Ours is less expensive and it can be built quicker. So I would think that we have a chance for faster protection with the in-bay portion, but it's going to be important to protect the backside of Galveston Island and the enhancement of the dune system. They're also talking about a major gate structure across Bolivar Road, but that is a difficult alternative without having a major impact. 

Major impact on what?

If you put a big steel-concrete structure across that area, you run the risk of having a significant impact on the daily inflow and outflow of the tide. And that is essential to life all over the Galveston Bay system. Marine-life impacts are a huge issue with a gate structure. And the Corps will admit that it's a huge issue and that they're working on it, but they hadn't quite got it figured out yet. Again, they've got some work to do and so do we. And I think we will try to see which one we can actually get built, but we probably will need both of them before it's over.

Are there any other projects from around the world that these two projects are inspired from? 

The Netherlands is the source of both inspiration and precedent.

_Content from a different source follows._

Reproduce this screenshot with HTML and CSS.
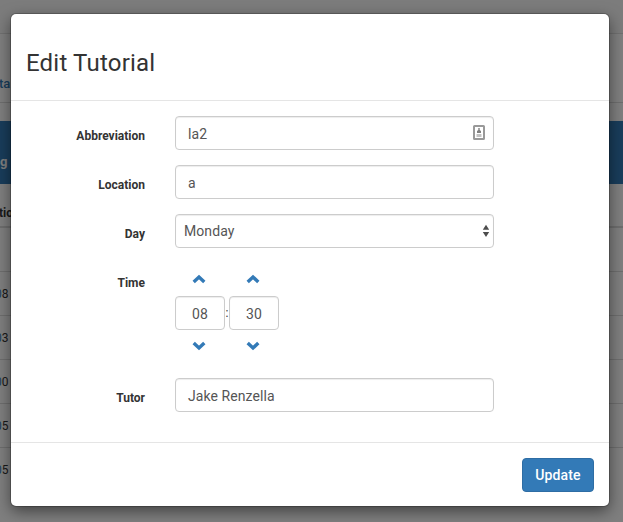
FILE: index.html
```html
<!DOCTYPE html>
<html lang="en">
<head>
<meta charset="utf-8">
<title>Edit Tutorial</title>
<link rel="stylesheet" href="styles.css">
</head>
<body>
<div class="page">
  <div class="navbar"></div>
  <div class="tabs"><span>ta</span></div>
  <div class="panel-heading"><span>g</span></div>
  <div class="table">
    <div class="thead">tio</div>
    <div class="row"></div>
    <div class="row"><i>0</i>8</div>
    <div class="row"><i>0</i>3</div>
    <div class="row"><i>0</i>0</div>
    <div class="row"><i>0</i>5</div>
    <div class="row"><i>0</i>5</div>
  </div>
</div>
<div class="backdrop">
  <form class="modal">
    <header class="modal-header"><h3>Edit Tutorial</h3></header>
    <div class="modal-body">
      <div class="group"><label>Abbreviation</label>
        <div class="control">la2
          <svg class="autofill" width="12" height="16" viewBox="0 0 12 16"><rect x="1" y="1" width="10" height="13" rx=".5" fill="#fff" stroke="#999" stroke-width="2"/><path d="M5.3 3h1.4v2L8 6v2H4V6l1.3-1z" fill="#808080"/><path d="M3.5 9h5v3h-5z" fill="#c2c2c2"/></svg>
        </div>
      </div>
      <div class="group"><label>Location</label><div class="control">a</div></div>
      <div class="group"><label>Day</label>
        <div class="control select">Monday
          <svg width="8" height="14" viewBox="0 0 8 14"><path d="M4 0.8 7.2 5.7H.8zM.8 8H7.2L4 12.9z" fill="#4d4d4d"/></svg>
        </div>
      </div>
      <div class="group time"><label>Time</label>
        <div class="timepicker">
          <span class="step"><svg width="14" height="10" viewBox="0 0 14 10"><path d="M1.7 8 7 3l5.3 5"/></svg></span><span></span>
          <span class="step"><svg width="14" height="10" viewBox="0 0 14 10"><path d="M1.7 8 7 3l5.3 5"/></svg></span>
          <div class="control digits">08</div><span class="colon">:</span><div class="control digits">30</div>
          <span class="step"><svg width="14" height="10" viewBox="0 0 14 10"><path d="M1.7 2 7 7l5.3-5"/></svg></span><span></span>
          <span class="step"><svg width="14" height="10" viewBox="0 0 14 10"><path d="M1.7 2 7 7l5.3-5"/></svg></span>
        </div>
      </div>
      <div class="group"><label>Tutor</label><div class="control">Jake Renzella</div></div>
    </div>
    <footer class="modal-footer"><button type="button">Update</button></footer>
  </form>
</div>
</body>
</html>
```
FILE: styles.css
```css
* { box-sizing: border-box; }
body {
  margin: 0;
  height: 522px;
  overflow: hidden;
  font: 14px/20px Roboto, "Liberation Sans", sans-serif;
  color: #333;
  background: #fff;
}
.page { height: 522px; overflow: hidden; }
.navbar { height: 34px; background: #f8f8f8; border-bottom: 1px solid #e0e0e0; }
.tabs { height: 69px; padding-top: 40px; border-bottom: 1px solid #ddd; color: #337ab7; font-size: 13px; font-weight: 500; }
.tabs span { margin-left: -1px; }
.panel-heading { height: 63px; margin-top: 18px; padding-top: 31px; background: #337ab7; color: #fff; font-size: 13px; font-weight: 700; }
.thead { height: 44px; padding-top: 19px; border-bottom: 2px solid #ddd; font-size: 12px; font-weight: 700; text-indent: -1px; }
.row { height: 44px; padding-top: 12px; border-bottom: 1px solid #ddd; font-size: 12px; text-indent: -5px; }
.row:last-child { border: 0; }
.row i { font-style: normal; color: #337ab7; }
.backdrop {
  position: absolute;
  inset: 0;
  padding: 14px 14px 0 11px;
  background: rgba(0, 0, 0, .5);
}
.modal {
  display: flex;
  flex-direction: column;
  height: 492px;
  border-radius: 5px;
  background: #fff;
  box-shadow: 0 0 0 1px rgba(0, 0, 0, .2), 0 5px 15px rgba(0, 0, 0, .5);
}
.modal-header { height: 87px; padding: 36px 15px 0; border-bottom: 1px solid #e5e5e5; }
h3 { margin: 0; font-size: 24px; line-height: 27px; font-weight: 400; letter-spacing: .2px; }
.modal-body { flex: 1; padding: 15px; }
.group { display: grid; grid-template-columns: 119px 319px; column-gap: 30px; margin-bottom: 15px; }
label { padding-top: 10px; text-align: right; font-size: 12px; line-height: 20px; font-weight: 700; }
.control {
  display: flex;
  align-items: center;
  justify-content: space-between;
  height: 34px;
  padding: 2px 8px 0 12px;
  border: 1px solid #ccc;
  border-radius: 4px;
  background: #fff;
  color: #555;
  letter-spacing: .08px;
  box-shadow: inset 0 1px 1px rgba(0, 0, 0, .075);
}
.select { padding: 0 3px 0 8px; }
.autofill { margin-top: -2px; }
.time { height: 100px; }
.timepicker { display: grid; grid-template: 33px 34px 33px / 50px 4px 50px; }
.step { display: flex; align-items: center; justify-content: center; padding: 0 2px 2px 0; }
.step path { fill: none; stroke: #337ab7; stroke-width: 3.4; }
.digits { justify-content: center; padding: 2px 0 0; }
.colon { line-height: 35px; font-size: 12px; text-align: center; }
.modal-footer { display: flex; justify-content: flex-end; height: 64px; padding: 15px; border-top: 1px solid #e5e5e5; }
button {
  width: 72px;
  height: 34px;
  padding: 0;
  border: 1px solid #2e6da4;
  border-radius: 4px;
  background: #337ab7;
  color: #fff;
  font: 500 14px/20px Roboto, "Liberation Sans", sans-serif;
  letter-spacing: .15px;
}
```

They have the Maeslantkering Barrier in the Netherlands, that is a huge navigation floodgate. There will be a need for a Maeslantkering-type barrier under either of these alternatives.

There is a dam/road project across the eastern shelf in the Netherlands, That is also similar to what may be required for the Bolivar Road-gate structure. And this is basically a multiple-lines-of-defense concept when you combine the two. Although I think that the coastal spine is possibly the largest, single public works project ever proposed of this type in the world. In our case, one of our benefits is that we don't have to make it the world's largest project with the Galveston Park Plan.